Moreover, Lott's central results are invalid because of errors in computing expected arrest rates: he obtains mostly negative numbers for arrests. For example, more than 19,000 of approximately 33,000 county-level auto theft arrests are "negative"; the number of negative arrest rates for aggravated assault and property crimes are, respectively, 9,900 and 13,500. What does a negative arrest rate mean? Obviously, the number of individuals arrested for crimes can only be zero or positive.

Once we correct for these errors, the more-guns-less-crime claim disintegrates. In fact, we show not only that Lott's strong crime-reducing effect does not materialize, but also that concealed handguns lead to a higher robbery rate.

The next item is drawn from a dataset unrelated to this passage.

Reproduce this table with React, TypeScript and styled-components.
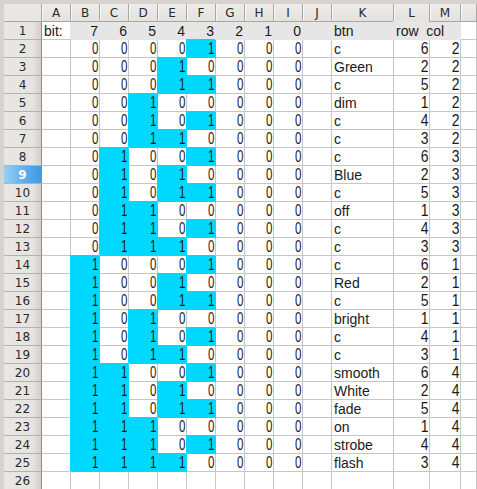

The peer examination process usually exposes flawed research quickly. The ideologically intoxicating finding of Lott-advocating a governmental hands-off policy-seems to have impaired this healthy process. Endorsing Lott's book, the arch-conservative Milton Friedman of the Hoover Institute exults, "Lott has done us a service by his thorough, thoughtful, scholarly approach to a highly controversial issue." Friedman, obviously, is prepared to overlook all the documented inadequacies in Lott's work to embrace his claim.

The academic survival of a flawed study may not be of much consequence. But, unfortunately, the ill-effects of a bad policy, influenced by flawed research, may hurt generations. It would be tragic for lawmakers to base any gun laws on Professor Lott's More Guns, Less Crime claim.

Hashem Dezhbakhsh is interim co-chair and director of undergraduate studies for the economics department.